**GOAL OF THE EXERCISE**
Which lines hold the string "React"? Copy every one of them.

----

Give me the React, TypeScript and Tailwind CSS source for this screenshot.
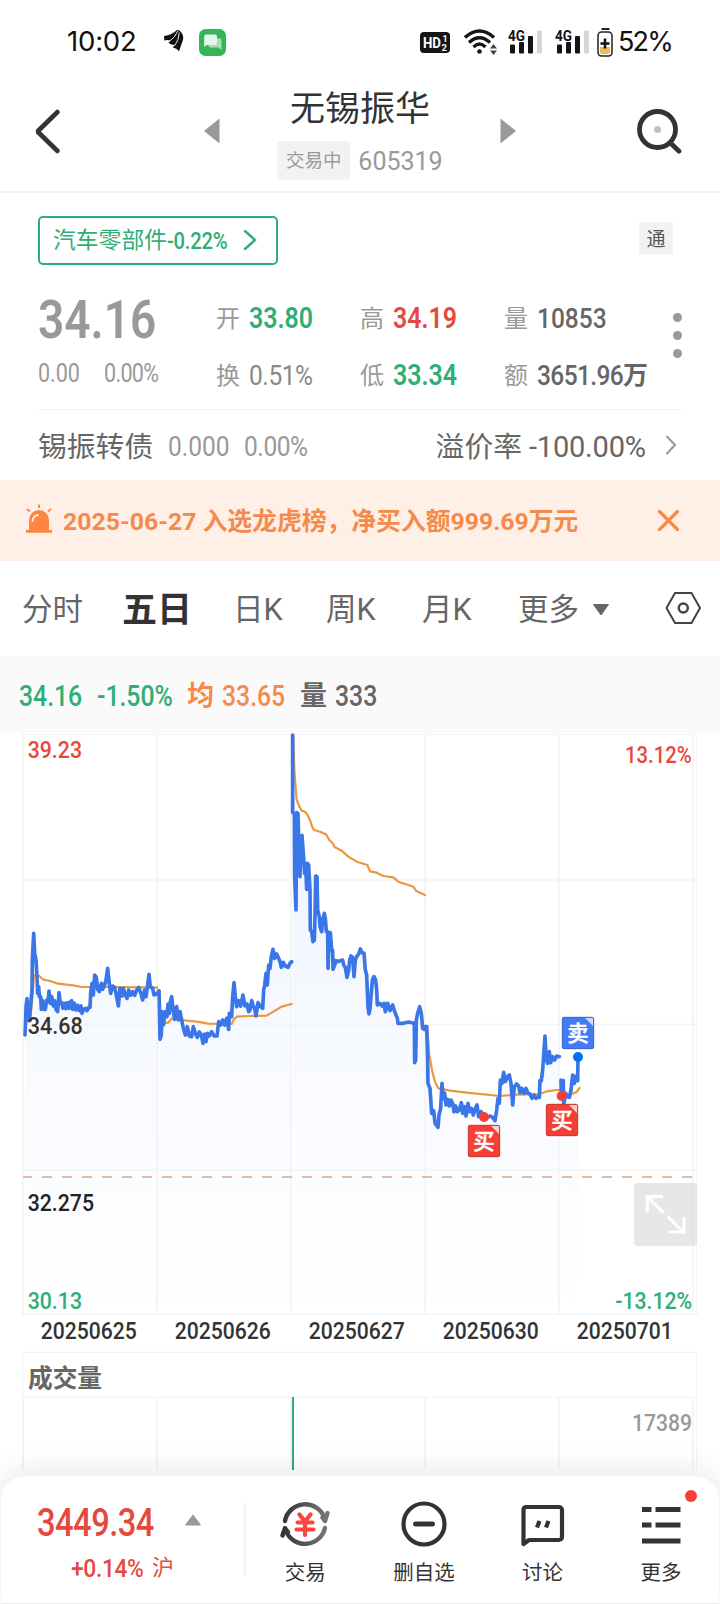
import React from "react";

const sessions = [
  {
    x: 0,
    price:
      "75,915 77,870 78,830 81,806 84,850 88,872 92,825 96,780 97,690 101,610 104,670 108,690 111,740 113,790 116,770 118,800 122,800 124,838 128,812 132,838 136,838 140,810 144,815 147,783 151,820 155,800 160,828 164,812 168,838 173,845 177,788 181,820 185,818 189,835 193,820 198,836 202,818 208,835 211,815 215,812 218,838 223,820 228,840 233,826 238,842 243,828 246,850 250,840 256,835 261,842 266,832 270,832 272,790 276,760 280,795 284,735 289,742 293,778 298,785 304,760 308,778 314,765 318,750 323,715 328,760 332,790 338,768 344,772 350,800 355,828 360,775 366,798 370,775 376,795 381,805 386,780 392,796 398,785 404,796 410,780 416,772 422,788 428,810 434,780 438,800 443,765 447,733 451,770 458,775 462,795 470,792 477,783",
    avg: "78,870 85,875 92,855 97,800 102,735 108,735 118,738 128,748 150,753 170,760 200,764 220,766 245,771 330,771 430,772 472,773",
  },
  {
    x: 0,
    price:
      "477,783 478,820 480,928 484,915 486,845 490,885 496,845 501,860 504,822 508,850 511,815 515,800 519,835 524,868 530,830 535,870 540,845 546,875 550,895 556,915 562,890 568,918 575,920 580,890 586,910 592,922 598,906 604,915 609,940 613,912 618,935 622,910 628,918 635,905 642,918 651,918 656,875 662,885 668,870 674,885 680,865 686,898 688,850 695,860 698,800 702,758 706,800 710,830 716,812 722,828 729,795 735,828 741,822 746,845 750,840 755,812 760,828 764,835 768,858 774,818 780,828 788,835 791,780 794,765 798,730 802,765 806,705 810,715 814,680 819,658 824,685 830,672 836,685 840,695 844,712 850,697 856,708 864,712 870,700 875,695",
    avg: "490,880 505,878 515,865 535,868 560,872 590,875 625,881 695,882 702,868 710,860 750,858 800,857 825,842 845,830 875,822",
  },
  {
    x: 840,
    price:
      "38,15 38,248 43,250 44,440 48,540 50,248 54,250 56,330 60,440 62,360 66,316 70,370 74,430 78,425 80,478 82,400 86,405 90,480 91,600 95,605 99,635 103,630 105,560 107,438 111,440 113,540 118,560 120,590 125,605 128,570 133,550 136,565 139,605 143,605 144,715 148,610 151,608 155,660 158,660 159,718 164,705 168,692 174,695 180,692 188,690 191,705 196,712 201,742 206,720 209,690 213,678 218,682 222,740 226,690 230,680 236,672 241,657 246,668 252,670 256,720 260,735 264,830 267,852 270,835 273,800 277,750 282,740 287,750 290,780 292,825 300,820 306,828 312,820 316,845 323,820 330,842 338,825 344,845 352,865 354,880 370,880 385,876 403,880 404,998 407,990 409,870 413,850 419,830 424,850 428,895 432,898 436,890 440,890",
    avg: "40,20 43,120 50,210 58,230 65,242 72,244 80,250 92,275 97,292 103,300 120,305 138,313 148,330 158,340 165,352 185,362 205,380 230,395 262,405 270,424 290,428 310,438 340,442 355,455 385,465 400,470 408,482 435,495",
  },
  {
    x: 1200,
    price:
      "80,890 83,990 84,1060 90,1075 95,1150 101,1142 105,1180 109,1185 114,1192 117,1155 122,1135 126,1060 129,1105 134,1090 138,1125 143,1108 148,1128 153,1110 158,1120 162,1145 167,1128 172,1145 178,1140 184,1118 188,1150 194,1130 198,1158 204,1120 209,1145 214,1135 220,1155 225,1138 231,1125 236,1160 243,1145 250,1155 258,1165 270,1158 278,1162 285,1172 290,1140 294,1105 298,1120 301,1050 306,1060 311,1027 316,1055 322,1040 328,1035 333,1060 338,1125 343,1070 350,1062 356,1068 360,1088 366,1075 372,1090 378,1075 384,1090 390,1092 396,1105 402,1095 408,1105 414,1100 418,1102 420,1052 424,1052 428,1020 432,960 435,918 439,990 443,1000 448,965 452,998 458,980 464,990 470,978 478,980",
    avg: "82,900 88,975 98,1030 106,1058 115,1075 150,1082 200,1088 300,1098 350,1094 420,1092 440,1084 470,1080 484,1080",
  },
  {
    x: 1200,
    price:
      "483,1050 484,1095 490,1052 491,1125 497,1090 502,1100 508,1102 513,1080 518,1035 523,1060 528,1038 533,1052 534,981",
    avg: "484,1080 500,1100 515,1092 530,1086 539,1074",
  },
];

const gridX = [69, 471, 873, 1275, 1677, 2079];

const dates = [
  { label: "20250625", x: 124 },
  { label: "20250626", x: 526 },
  { label: "20250627", x: 928 },
  { label: "20250630", x: 1330 },
  { label: "20250701", x: 1732 },
];

const trades = [
  { label: "买", x: 1404, y: 1185, dotX: 1452, dotY: 1161, fill: "#f53f35", edge: "#c9332b", dot: "#f53f35" },
  { label: "买", x: 1638, y: 1122, dotX: 1685, dotY: 1098, fill: "#f53f35", edge: "#c9332b", dot: "#f53f35" },
  { label: "卖", x: 1686, y: 861, dotX: 1734, dotY: 981, fill: "#427af7", edge: "#3563cc", dot: "#0073f5" },
];

// Narrow figures: the className carries the width that the squeezed text takes up
const Num = ({ children, className = "" }: { children: React.ReactNode; className?: string }) => (
  <span className={`inline-block shrink-0 whitespace-nowrap ${className}`}>
    <span className="inline-block origin-left scale-x-[0.86]">{children}</span>
  </span>
);

// areas are closed along the first and last x of the line
const closeArea = (points: string) => {
  const list = points.split(" ");
  const first = list[0].split(",")[0];
  const last = list[list.length - 1].split(",")[0];
  return `${first},1753 ${points} ${last},1753`;
};

const SignalIcon = () => (
  <svg width="35" height="26" viewBox="0 0 35 26">
    <text x="0" y="11.5" fontSize="15" fontWeight="700" fill="#111" textLength="17" lengthAdjust="spacingAndGlyphs">4G</text>
    <g fill="#151515">
      <rect x="2" y="15.5" width="5" height="9" rx="1" />
      <rect x="11" y="13" width="5" height="11.5" rx="1" />
      <rect x="20" y="7" width="5" height="17.5" rx="1" />
    </g>
    <rect x="29" y="1.5" width="5" height="23" rx="1" fill="#d6d6d6" />
  </svg>
);

const StatusBar = () => (
  <div className="flex h-[84px] items-center pl-[67px] pr-[50px] text-[#111]">
    <span className="w-[97px] font-[Inter] text-[27.5px] tracking-[-0.2px]">10:02</span>
    <svg width="20" height="22" viewBox="0 0 20 22" className="mt-[-2px]">
      <path d="M0 6Q8 5 13 0L15.500 0.500Q20.500 5 18.800 10.500Q17.500 14 15 21.500Q13.500 18.500 9 17.500L10.500 14.500Q8 15.500 4.500 13L6.500 10.500Q3 9.500 0.300 10.500Z" fill="#111" />
      <path d="M5 11.500Q11 8 13.800 1M10.500 16Q15 10 15.300 2.500" fill="none" stroke="#fff" strokeWidth="0.900" />
    </svg>
    <svg width="27" height="27" viewBox="0 0 27 27" className="ml-[15px]">
      <rect width="27" height="27" rx="6.5" fill="#35b558" />
      <path d="M10 9.5h10.5a2 2 0 0 1 2 2v9.5l-3-2.5H11.500a2 2 0 0 1-2-2z" fill="#a8e0b5" />
      <path d="M7 5.500h9a2 2 0 0 1 2 2v6.500a2 2 0 0 1-2 2H8l-2.800 2V7.500a2 2 0 0 1 1.800-2z" fill="#e5f7e9" />
    </svg>
    <svg width="30" height="21" viewBox="0 0 30 21" className="ml-auto">
      <rect width="30" height="21" rx="4" fill="#151515" />
      <g fill="#fff" fontWeight="700">
        <text x="3" y="16" fontSize="15.5" textLength="18" lengthAdjust="spacingAndGlyphs">HD</text>
        <text x="22.500" y="9.500" fontSize="9">1</text>
        <text x="21.500" y="18.500" fontSize="9.500">2</text>
      </g>
    </svg>
    <svg width="34" height="26" viewBox="0 0 34 26" className="ml-3.5">
      <g fill="none" stroke="#151515" strokeWidth="3.4">
        <path d="M1 8.500Q15.500-4.500 30 8.500" />
        <path d="M5 13.500Q15.500 4 26 13.500" />
        <path d="M9.500 18Q15.500 12 21.500 18" />
      </g>
      <circle cx="15.500" cy="22.500" r="2.300" fill="#151515" />
      <path d="M29.500 15l3.500 4.500h-7zM29.500 26l3.500-4.500h-7z" fill="#444" />
    </svg>
    <div className="ml-2.5 flex gap-3">
      <SignalIcon />
      <SignalIcon />
    </div>
    <svg width="16" height="29" viewBox="0 0 16 29" className="ml-[7px]">
      <rect x="4.500" y="0" width="8" height="2" fill="#222" />
      <rect x="1" y="4" width="14" height="24" rx="3.500" fill="none" stroke="#222" strokeWidth="1.500" />
      <path d="M3 19h10v5a2 2 0 0 1-2 2H5a2 2 0 0 1-2-2z" fill="#eebc50" />
      <path d="M8 10.500v10M3.500 15.500h9" stroke="#111" strokeWidth="2.500" />
    </svg>
    <span className="ml-[5px] w-[52px] whitespace-nowrap font-[Inter] text-[27px] tracking-[-1.8px]">52%</span>
  </div>
);

const Header = () => (
  <header className="flex h-[109px] items-start border-b-2 border-[#f2f2f2] pl-[34px] pr-[38px]">
    <svg width="27" height="48" viewBox="0 0 27 48" className="mt-[23px]">
      <path d="M23.500 5L3.500 24.500L23.500 44" fill="none" stroke="#333" strokeWidth="4.600" strokeLinecap="round" strokeLinejoin="bevel" />
    </svg>
    <div className="ml-[143px] flex">
      <svg width="16" height="26" viewBox="0 0 16 26" className="mt-[34px]">
        <path d="M0 13L15.500 0.500V25.500z" fill="#999" />
      </svg>
      <div className="mx-[58px] flex w-[164px] flex-col items-center pt-[3px]">
        <h1 className="text-[35px] leading-[46px] text-[#333]">无锡振华</h1>
        <div className="mt-[7px] flex items-center gap-[8px]">
          <span className="flex h-[39px] w-[73px] items-center justify-center rounded bg-[#f2f2f2] pt-[3px] text-[18.5px] text-[#999]">交易中</span>
          <span className="pt-[3px] text-[25px] text-[#999]">605319</span>
        </div>
      </div>
      <svg width="16" height="26" viewBox="0 0 16 26" className="mt-[34px]">
        <path d="M16 13L0.500 0.500V25.500z" fill="#999" />
      </svg>
    </div>
    <svg width="46" height="46" viewBox="0 0 46 46" className="ml-auto mt-[24px]">
      <circle cx="21.500" cy="21.500" r="18" fill="none" stroke="#333" strokeWidth="4.800" />
      <path d="M34.500 35L43 43.200" stroke="#333" strokeWidth="4.800" strokeLinecap="round" />
      <circle cx="21.500" cy="21.500" r="3.500" fill="#c0c0c0" />
    </svg>
  </header>
);

const Stat = ({ label, children }: { label: string; children: React.ReactNode }) => (
  <div className="flex h-[57px] items-center gap-[9px] whitespace-nowrap pt-[3px]">
    <span className="text-[24px] text-[#999]">{label}</span>
    {children}
  </div>
);

const Quote = () => (
  <section className="h-[287px] px-[38px] pt-[23px]">
    <div className="flex items-center justify-between pr-[9px]">
      <div className="flex h-[49px] w-[240px] items-center rounded-[5px] border-2 border-[#2fae75] pl-[13px] pt-0.5 text-[#2fae75]">
        <span className="text-[22.8px]">汽车零部件</span>
        <Num className="w-[62px] text-[23.500px] font-medium tracking-[-0.3px]">-0.22%</Num>
        <svg width="14" height="22" viewBox="0 0 14 22" className="ml-3.5 mt-[-3px]">
          <path d="M2 2L12 11L2 20" fill="none" stroke="#2fae75" strokeWidth="2.400" strokeLinecap="round" />
        </svg>
      </div>
      <span className="mt-[-5px] flex h-8 w-[34px] items-center justify-center bg-[#f2f2f2] pt-[4px] text-[19px] text-[#555]">通</span>
    </div>

    <div className="mt-6 flex h-[120px]">
      <div className="w-[178px] text-[#999]">
        <Num className="mt-px w-[120px] text-[53.500px] font-semibold leading-[60px]">34.16</Num>
        <div className="mt-2.5 flex text-[25px] leading-[28px]">
          <Num className="w-[66px]">0.00</Num>
          <Num className="w-[60px] tracking-[-0.8px]">0.00%</Num>
        </div>
      </div>
      <div className="w-[144px]">
        <Stat label="开"><Num className="w-16 text-[29px] font-semibold text-[#2fae75]">33.80</Num></Stat>
        <Stat label="换"><Num className="w-16 text-[28.5px] tracking-[-0.5px] text-[#888]">0.51%</Num></Stat>
      </div>
      <div className="w-[144px]">
        <Stat label="高"><Num className="w-16 text-[29px] font-semibold text-[#e5493e]">34.19</Num></Stat>
        <Stat label="低"><Num className="w-16 text-[29px] font-semibold text-[#2fae75]">33.34</Num></Stat>
      </div>
      <div className="w-[169px]">
        <Stat label="量"><Num className="w-[70px] text-[28.5px] font-medium text-[#666]">10853</Num></Stat>
        <Stat label="额">
          <span className="flex items-center text-[#666]">
            <span className="inline-block w-[86px] whitespace-nowrap text-[28.5px] font-medium">
              <span className="inline-block w-[86px] origin-left scale-x-[0.86] tracking-[-0.700px]">3651.96</span>
            </span>
            <span className="text-[25px] font-bold">万</span>
          </span>
        </Stat>
      </div>
      <div className="flex flex-col gap-[9px] pt-[24px]">
        <i className="size-[9px] rounded-full bg-[#999]" />
        <i className="size-[9px] rounded-full bg-[#999]" />
        <i className="size-[9px] rounded-full bg-[#999]" />
      </div>
    </div>

    <div className="flex h-[71px] items-center border-t border-[#f4f4f4] pt-[5px] text-[28.8px] text-[#666]">
      <span>锡振转债</span>
      <Num className="ml-[15px] w-[76px] text-[28.5px] text-[#999]">0.000</Num>
      <Num className="text-[28.5px] tracking-[-0.5px] text-[#999]">0.00%</Num>
      <span className="ml-auto">溢价率</span>
      <span className="ml-[7px] w-[119px] whitespace-nowrap text-[29px] tracking-[-0.200px]">-100.00%</span>
      <svg width="12" height="20" viewBox="0 0 12 20" className="ml-[17px] mr-[5px] mt-[-5px]">
        <path d="M2 1.500L10 10L2 18.500" fill="none" stroke="#999" strokeWidth="2" strokeLinecap="round" />
      </svg>
    </div>
  </section>
);

const Banner = () => (
  <div className="flex h-[81px] items-center bg-[#fff0e7] pl-[25px] pr-[41px] text-[#f58a4b]">
    <svg width="28" height="30" viewBox="0 0 28 30" className="mt-[-4px]">
      <path d="M4 26V16a10 10 0 0 1 20 0v10h3v2.800H1V26z" fill="#ff8541" />
      <path d="M7.500 17a6.500 6.500 0 0 1 5.500-6" fill="none" stroke="#fff0e7" strokeWidth="1.800" strokeLinecap="round" />
      <path d="M14 0.500V4M2 5l3 2.500M26 5l-3 2.500" stroke="#f58a4b" strokeWidth="2" />
    </svg>
    <span className="ml-2.5 whitespace-nowrap pt-[3px] text-[24.8px] font-bold">2025-06-27 入选龙虎榜，净买入额999.69万元</span>
    <svg width="21" height="21" viewBox="0 0 21 21" className="ml-auto">
      <path d="M1.500 1.500L19.500 19.500M19.500 1.500L1.500 19.500" stroke="#f58a4b" strokeWidth="3.200" strokeLinecap="round" />
    </svg>
  </div>
);

const Tabs = () => (
  <nav className="flex h-[95px] items-center whitespace-nowrap pl-[22px] pr-[19px] pt-0.5 text-[30.500px] text-[#666]">
    <span className="w-[100px]">分时</span>
    <span className="w-[111px] pt-[3px] text-[35px] font-bold text-[#333]">五日</span>
    <span className="w-[93px]">日K</span>
    <span className="w-[96px]">周K</span>
    <span className="w-[96px]">月K</span>
    <span>更多</span>
    <svg width="16" height="12" viewBox="0 0 16 12" className="ml-[14px]">
      <path d="M0.500 0.500h15L8 11z" fill="#666" stroke="#666" strokeLinejoin="round" />
    </svg>
    <svg width="36" height="32" viewBox="0 0 36 32" className="ml-auto mt-[-3px]">
      <path d="M10 1h16.500L35 16l-8.500 15H10L1.500 16z" fill="none" stroke="#444" strokeWidth="2" strokeLinejoin="round" />
      <circle cx="18.300" cy="16" r="4.500" fill="none" stroke="#444" strokeWidth="2.500" />
    </svg>
  </nav>
);

const Readout = () => (
  <div className="flex h-[77px] items-center bg-[#fafafa] pl-[19px] pt-[4px] text-[28.800px] font-medium">
    <Num className="w-[78px] text-[#2fae75]">34.16</Num>
    <Num className="w-[90px] text-[#2fae75]">-1.50%</Num>
    <span className="w-[35px] text-[27px] font-bold text-[#f58a4b]">均</span>
    <Num className="w-[78px] text-[#f58a4b]">33.65</Num>
    <span className="w-[35px] text-[27px] font-bold text-[#666]">量</span>
    <Num className="text-[#666]">333</Num>
  </div>
);

// Drawn at three units to the pixel
const Chart = () => (
  <svg width="720" height="737" viewBox="0 9 2160 2211" className="block">
    <defs>
      <linearGradient id="area" gradientUnits="userSpaceOnUse" x1="0" y1="12" x2="0" y2="1753">
        <stop offset="0" stopColor="#3b78e7" stopOpacity="0.1" />
        <stop offset="0.6" stopColor="#3b78e7" stopOpacity="0.035" />
        <stop offset="1" stopColor="#3b78e7" stopOpacity="0" />
      </linearGradient>
    </defs>

    {sessions.map((s, i) => (
      <g key={i} transform={`translate(${s.x} 0)`}>
        <polygon points={closeArea(s.price)} fill="url(#area)" />
      </g>
    ))}

    <g stroke="#f4f4f5" strokeWidth="5" fill="none">
      {gridX.map((x) => (
        <path key={x} d={`M${x} 13V1753M${x} 2001V2220`} />
      ))}
      <path d="M69 450H2090M69 884H2090M69 1320H2090" />
      <path d="M69 13H2090V1753H69M69 2220V1867H2090V2220M69 2002H2090" stroke="#f1f1f1" strokeWidth="3" />
    </g>

    {sessions.map((s, i) => (
      <g key={i} transform={`translate(${s.x} 0)`} fill="none" strokeLinejoin="round" strokeLinecap="round">
        <polyline points={s.avg} stroke="#e9983d" strokeWidth="6.500" />
        <polyline points={s.price} stroke="#3b76e8" strokeWidth="11" />
      </g>
    ))}

    <path d="M69 1341H2079" stroke="#e3bb9e" strokeWidth="6" strokeDasharray="30 30" strokeDashoffset="3" />

    {trades.map((t) => (
      <g key={t.x}>
        <circle cx={t.dotX} cy={t.dotY} r="15" fill={t.dot} />
        <rect x={t.x + 1} y={t.y + 1} width="94" height="94" rx="5" fill={t.fill} stroke={t.edge} strokeWidth="3" />
        <path d={`M${t.x + 69} ${t.y + 3}h24v24z`} fill="#fff" fillOpacity="0.75" />
        <text x={t.x + 48} y={t.y + 72} fontSize="64" fontWeight="500" textAnchor="middle" fill="#fff" stroke="#fff" strokeWidth="1.500">{t.label}</text>
      </g>
    ))}

    <g fontSize="73" fontWeight="500">
      <text x="83" y="83" fill="#e5493e" textLength="163" lengthAdjust="spacingAndGlyphs">39.23</text>
      <text x="1875" y="100" fill="#e5493e" textLength="200" lengthAdjust="spacingAndGlyphs">13.12%</text>
      <text x="83" y="912" fill="#333" textLength="165" lengthAdjust="spacingAndGlyphs">34.68</text>
      <text x="83" y="1443" fill="#222" textLength="199" lengthAdjust="spacingAndGlyphs">32.275</text>
      <text x="83" y="1736" fill="#2fae75" textLength="163" lengthAdjust="spacingAndGlyphs">30.13</text>
      <text x="1846" y="1736" fill="#2fae75" textLength="230" lengthAdjust="spacingAndGlyphs">-13.12%</text>
      {dates.map((d) => (
        <text key={d.label} x={d.x - 2} y="1826" fill="#333" textLength="288" lengthAdjust="spacingAndGlyphs">{d.label}</text>
      ))}
      <text x="84" y="1971" fontSize="74" fontWeight="700" fill="#666">成交量</text>
      <text x="1896" y="2102" fill="#999" textLength="180" lengthAdjust="spacingAndGlyphs">17389</text>
    </g>

    <path d="M879 2001V2220" stroke="#2fae75" strokeWidth="6" />

    <rect x="1902" y="1359" width="189" height="189" rx="12" fill="#d9d9d9" fillOpacity="0.62" />
    <path d="M1984 1400h-42v42M1944 1402l44 44M2006 1462l44 44M2010 1506h42v-42" fill="none" stroke="#fff" strokeWidth="9.500" strokeLinecap="round" />
  </svg>
);

const navItems = [
  {
    label: "交易",
    icon: (
      <svg width="50" height="46" viewBox="0 0 50 46">
        <defs>
          <linearGradient id="ring" gradientUnits="userSpaceOnUse" x1="2" y1="0" x2="48" y2="0">
            <stop offset="0" stopColor="#333" />
            <stop offset="1" stopColor="#777" />
          </linearGradient>
        </defs>
        <g fill="none" stroke="url(#ring)" strokeWidth="4.400" strokeLinecap="round" strokeLinejoin="round">
          <path d="M5 20A20.500 20.500 0 0 1 44.500 17" />
          <path d="M45 27A20.500 20.500 0 0 1 6 30" />
          <path d="M47.500 12L45 20L42.500 16.500M2.500 34.500L5 27L8 31" />
        </g>
        <path d="M19.500 13.500l5.500 7l5.500-7M17.500 21.500h15M16.500 28.500h17M25 21v13" fill="none" stroke="#f8473f" strokeWidth="4.200" strokeLinecap="round" />
      </svg>
    ),
  },
  {
    label: "删自选",
    icon: (
      <svg width="46" height="46" viewBox="0 0 46 46">
        <circle cx="23" cy="23" r="20.500" fill="none" stroke="#333" strokeWidth="4.200" />
        <path d="M14.500 23h17" stroke="#333" strokeWidth="5" strokeLinecap="round" />
      </svg>
    ),
  },
  {
    label: "讨论",
    icon: (
      <svg width="46" height="46" viewBox="0 0 46 46">
        <path d="M7 6h33a3 3 0 0 1 3 3v27a3 3 0 0 1-3 3H10L4.500 43V9a3 3 0 0 1 2.500-3z" fill="none" stroke="#333" strokeWidth="4.200" strokeLinejoin="round" />
        <path d="M20.500 20l-2.500 6.500M29.500 20l-2.500 6.500" stroke="#333" strokeWidth="4.200" />
      </svg>
    ),
  },
  {
    label: "更多",
    icon: (
      <svg width="46" height="46" viewBox="0 0 46 46">
        <path d="M4 8.500h9.500M17.500 8.500h25M4 24h9.500M17.500 24h25M4 40h38.500" stroke="#333" strokeWidth="4.800" />
      </svg>
    ),
  },
];

const BottomBar = () => (
  <footer className="relative z-10 mx-px mt-[6px] flex h-[128px] rounded-t-[24px] border-b border-[#eee] bg-white shadow-[0_-4px_32px_rgba(0,0,0,0.1)]">
    <div className="w-[208px] shrink-0 pt-[27px] text-[#e5493e]">
      <div className="flex items-center pl-[36px]">
        <Num className="w-[147.500px] text-[38px] font-medium leading-[40px] tracking-[-0.6px]">3449.34</Num>
        <svg width="16" height="12" viewBox="0 0 16 12" className="mt-[-6px]">
          <path d="M0.500 11h15L8 1z" fill="#999" stroke="#999" strokeLinejoin="round" />
        </svg>
      </div>
      <div className="mt-[9px] flex items-center pl-[70px] leading-[32px]">
        <Num className="w-[81px] text-[26.500px] font-medium tracking-[-0.4px]">+0.14%</Num>
        <span className="text-[22px]">沪</span>
      </div>
    </div>
    <div className="ml-[35px] mt-[27px] h-[73px] w-0.5 shrink-0 bg-[#f2f2f2]" />
    <div className="flex shrink-0">
      {navItems.map((item) => (
        <div key={item.label} className="flex w-[118.6px] flex-col items-center pt-[25px]">
          {item.icon}
          <span className="mt-[11px] text-[20.500px] leading-[30px] text-[#333]">{item.label}</span>
        </div>
      ))}
    </div>
    <i className="absolute left-[684px] top-3.5 size-3 rounded-full bg-[#f53f35]" />
  </footer>
);

const App = () => {
  return (
    <div className="h-[1604px] w-[720px] overflow-hidden bg-white font-['Roboto','Noto_Sans_CJK_SC',sans-serif]">
      <StatusBar />
      <Header />
      <Quote />
      <Banner />
      <Tabs />
      <Readout />
      <Chart />
      <BottomBar />
    </div>
  );
};

export default App;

----

**FULL SOLUTION**
Give me the React, TypeScript and Tailwind CSS source for this screenshot.
import React from "react";
const Num = ({ children, className = "" }: { children: React.ReactNode; className?: string }) => (
const Stat = ({ label, children }: { label: string; children: React.ReactNode }) => (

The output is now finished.